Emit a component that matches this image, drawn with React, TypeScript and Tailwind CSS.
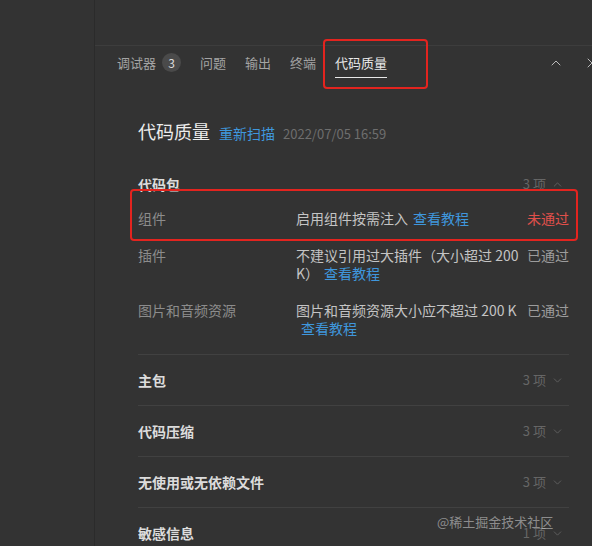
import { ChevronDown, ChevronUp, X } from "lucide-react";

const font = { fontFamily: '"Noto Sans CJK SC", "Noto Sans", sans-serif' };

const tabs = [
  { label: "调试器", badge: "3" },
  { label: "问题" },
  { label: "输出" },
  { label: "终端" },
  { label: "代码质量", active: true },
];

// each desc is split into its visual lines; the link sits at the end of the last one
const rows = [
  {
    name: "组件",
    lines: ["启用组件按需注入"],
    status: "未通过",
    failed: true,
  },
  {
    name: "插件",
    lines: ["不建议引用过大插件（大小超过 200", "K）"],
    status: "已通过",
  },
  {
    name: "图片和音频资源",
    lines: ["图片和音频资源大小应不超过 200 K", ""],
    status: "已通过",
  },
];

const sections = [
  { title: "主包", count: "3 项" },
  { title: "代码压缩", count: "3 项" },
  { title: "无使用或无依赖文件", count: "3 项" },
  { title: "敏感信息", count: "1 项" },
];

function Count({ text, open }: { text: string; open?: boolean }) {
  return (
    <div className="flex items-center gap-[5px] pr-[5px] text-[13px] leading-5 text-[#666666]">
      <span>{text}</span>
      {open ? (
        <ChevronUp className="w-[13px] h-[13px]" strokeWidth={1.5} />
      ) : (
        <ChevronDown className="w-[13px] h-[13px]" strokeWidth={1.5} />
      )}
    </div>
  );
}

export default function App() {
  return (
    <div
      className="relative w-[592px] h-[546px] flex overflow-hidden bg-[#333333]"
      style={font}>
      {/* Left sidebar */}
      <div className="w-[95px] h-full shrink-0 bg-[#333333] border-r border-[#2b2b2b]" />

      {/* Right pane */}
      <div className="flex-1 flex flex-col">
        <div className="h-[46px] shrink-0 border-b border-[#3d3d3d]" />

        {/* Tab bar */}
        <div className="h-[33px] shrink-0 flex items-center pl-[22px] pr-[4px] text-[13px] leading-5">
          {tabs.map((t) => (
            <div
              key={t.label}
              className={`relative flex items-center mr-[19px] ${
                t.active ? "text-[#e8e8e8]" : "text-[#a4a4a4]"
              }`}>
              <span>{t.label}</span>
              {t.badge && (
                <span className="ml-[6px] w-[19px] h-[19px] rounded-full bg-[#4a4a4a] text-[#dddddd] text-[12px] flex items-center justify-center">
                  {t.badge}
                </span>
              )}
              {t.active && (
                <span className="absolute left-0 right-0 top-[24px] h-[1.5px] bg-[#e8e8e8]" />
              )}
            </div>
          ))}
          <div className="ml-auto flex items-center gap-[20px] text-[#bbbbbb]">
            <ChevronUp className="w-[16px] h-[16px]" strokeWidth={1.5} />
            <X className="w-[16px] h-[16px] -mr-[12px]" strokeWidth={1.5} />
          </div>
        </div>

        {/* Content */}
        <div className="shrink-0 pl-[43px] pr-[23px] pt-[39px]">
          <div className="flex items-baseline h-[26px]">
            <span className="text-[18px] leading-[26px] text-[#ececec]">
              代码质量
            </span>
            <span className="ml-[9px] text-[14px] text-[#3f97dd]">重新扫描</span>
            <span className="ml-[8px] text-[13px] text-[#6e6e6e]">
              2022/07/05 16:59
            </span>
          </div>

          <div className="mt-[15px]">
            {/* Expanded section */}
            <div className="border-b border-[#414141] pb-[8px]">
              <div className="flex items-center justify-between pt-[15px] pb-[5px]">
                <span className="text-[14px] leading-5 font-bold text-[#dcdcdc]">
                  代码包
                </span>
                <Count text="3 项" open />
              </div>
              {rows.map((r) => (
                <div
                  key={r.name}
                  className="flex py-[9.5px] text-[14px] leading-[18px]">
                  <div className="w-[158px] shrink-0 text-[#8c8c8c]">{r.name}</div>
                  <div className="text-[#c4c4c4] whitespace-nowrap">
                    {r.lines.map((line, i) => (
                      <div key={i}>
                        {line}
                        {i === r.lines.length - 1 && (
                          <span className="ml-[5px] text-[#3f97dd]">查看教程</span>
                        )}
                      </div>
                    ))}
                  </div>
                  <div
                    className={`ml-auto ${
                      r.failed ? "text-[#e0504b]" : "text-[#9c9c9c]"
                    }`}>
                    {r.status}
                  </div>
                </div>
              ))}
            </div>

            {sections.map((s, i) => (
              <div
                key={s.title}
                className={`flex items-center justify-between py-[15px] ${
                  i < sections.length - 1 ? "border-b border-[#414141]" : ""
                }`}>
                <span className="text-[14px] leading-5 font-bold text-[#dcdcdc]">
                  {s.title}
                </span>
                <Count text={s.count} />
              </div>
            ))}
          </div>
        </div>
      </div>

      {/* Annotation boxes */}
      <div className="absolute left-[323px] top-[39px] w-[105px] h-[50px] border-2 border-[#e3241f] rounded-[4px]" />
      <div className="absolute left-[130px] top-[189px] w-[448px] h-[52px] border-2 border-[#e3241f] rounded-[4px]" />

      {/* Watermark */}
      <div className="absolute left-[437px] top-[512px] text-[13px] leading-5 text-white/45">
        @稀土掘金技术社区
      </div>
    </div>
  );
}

PROBLEM TO WORK ON: Could you repeat all of the material exactly? Pictures should not be copied.

THE ANSWER:
Emit a component that matches this image, drawn with React, TypeScript and Tailwind CSS.
import { ChevronDown, ChevronUp, X } from "lucide-react";

const font = { fontFamily: '"Noto Sans CJK SC", "Noto Sans", sans-serif' };

const tabs = [
  { label: "调试器", badge: "3" },
  { label: "问题" },
  { label: "输出" },
  { label: "终端" },
  { label: "代码质量", active: true },
];

// each desc is split into its visual lines; the link sits at the end of the last one
const rows = [
  {
    name: "组件",
    lines: ["启用组件按需注入"],
    status: "未通过",
    failed: true,
  },
  {
    name: "插件",
    lines: ["不建议引用过大插件（大小超过 200", "K）"],
    status: "已通过",
  },
  {
    name: "图片和音频资源",
    lines: ["图片和音频资源大小应不超过 200 K", ""],
    status: "已通过",
  },
];

const sections = [
  { title: "主包", count: "3 项" },
  { title: "代码压缩", count: "3 项" },
  { title: "无使用或无依赖文件", count: "3 项" },
  { title: "敏感信息", count: "1 项" },
];

function Count({ text, open }: { text: string; open?: boolean }) {
  return (
    <div className="flex items-center gap-[5px] pr-[5px] text-[13px] leading-5 text-[#666666]">
      <span>{text}</span>
      {open ? (
        <ChevronUp className="w-[13px] h-[13px]" strokeWidth={1.5} />
      ) : (
        <ChevronDown className="w-[13px] h-[13px]" strokeWidth={1.5} />
      )}
    </div>
  );
}

export default function App() {
  return (
    <div
      className="relative w-[592px] h-[546px] flex overflow-hidden bg-[#333333]"
      style={font}>
      {/* Left sidebar */}
      <div className="w-[95px] h-full shrink-0 bg-[#333333] border-r border-[#2b2b2b]" />

      {/* Right pane */}
      <div className="flex-1 flex flex-col">
        <div className="h-[46px] shrink-0 border-b border-[#3d3d3d]" />

        {/* Tab bar */}
        <div className="h-[33px] shrink-0 flex items-center pl-[22px] pr-[4px] text-[13px] leading-5">
          {tabs.map((t) => (
            <div
              key={t.label}
              className={`relative flex items-center mr-[19px] ${
                t.active ? "text-[#e8e8e8]" : "text-[#a4a4a4]"
              }`}>
              <span>{t.label}</span>
              {t.badge && (
                <span className="ml-[6px] w-[19px] h-[19px] rounded-full bg-[#4a4a4a] text-[#dddddd] text-[12px] flex items-center justify-center">
                  {t.badge}
                </span>
              )}
              {t.active && (
                <span className="absolute left-0 right-0 top-[24px] h-[1.5px] bg-[#e8e8e8]" />
              )}
            </div>
          ))}
          <div className="ml-auto flex items-center gap-[20px] text-[#bbbbbb]">
            <ChevronUp className="w-[16px] h-[16px]" strokeWidth={1.5} />
            <X className="w-[16px] h-[16px] -mr-[12px]" strokeWidth={1.5} />
          </div>
        </div>

        {/* Content */}
        <div className="shrink-0 pl-[43px] pr-[23px] pt-[39px]">
          <div className="flex items-baseline h-[26px]">
            <span className="text-[18px] leading-[26px] text-[#ececec]">
              代码质量
            </span>
            <span className="ml-[9px] text-[14px] text-[#3f97dd]">重新扫描</span>
            <span className="ml-[8px] text-[13px] text-[#6e6e6e]">
              2022/07/05 16:59
            </span>
          </div>

          <div className="mt-[15px]">
            {/* Expanded section */}
            <div className="border-b border-[#414141] pb-[8px]">
              <div className="flex items-center justify-between pt-[15px] pb-[5px]">
                <span className="text-[14px] leading-5 font-bold text-[#dcdcdc]">
                  代码包
                </span>
                <Count text="3 项" open />
              </div>
              {rows.map((r) => (
                <div
                  key={r.name}
                  className="flex py-[9.5px] text-[14px] leading-[18px]">
                  <div className="w-[158px] shrink-0 text-[#8c8c8c]">{r.name}</div>
                  <div className="text-[#c4c4c4] whitespace-nowrap">
                    {r.lines.map((line, i) => (
                      <div key={i}>
                        {line}
                        {i === r.lines.length - 1 && (
                          <span className="ml-[5px] text-[#3f97dd]">查看教程</span>
                        )}
                      </div>
                    ))}
                  </div>
                  <div
                    className={`ml-auto ${
                      r.failed ? "text-[#e0504b]" : "text-[#9c9c9c]"
                    }`}>
                    {r.status}
                  </div>
                </div>
              ))}
            </div>

            {sections.map((s, i) => (
              <div
                key={s.title}
                className={`flex items-center justify-between py-[15px] ${
                  i < sections.length - 1 ? "border-b border-[#414141]" : ""
                }`}>
                <span className="text-[14px] leading-5 font-bold text-[#dcdcdc]">
                  {s.title}
                </span>
                <Count text={s.count} />
              </div>
            ))}
          </div>
        </div>
      </div>

      {/* Annotation boxes */}
      <div className="absolute left-[323px] top-[39px] w-[105px] h-[50px] border-2 border-[#e3241f] rounded-[4px]" />
      <div className="absolute left-[130px] top-[189px] w-[448px] h-[52px] border-2 border-[#e3241f] rounded-[4px]" />

      {/* Watermark */}
      <div className="absolute left-[437px] top-[512px] text-[13px] leading-5 text-white/45">
        @稀土掘金技术社区
      </div>
    </div>
  );
}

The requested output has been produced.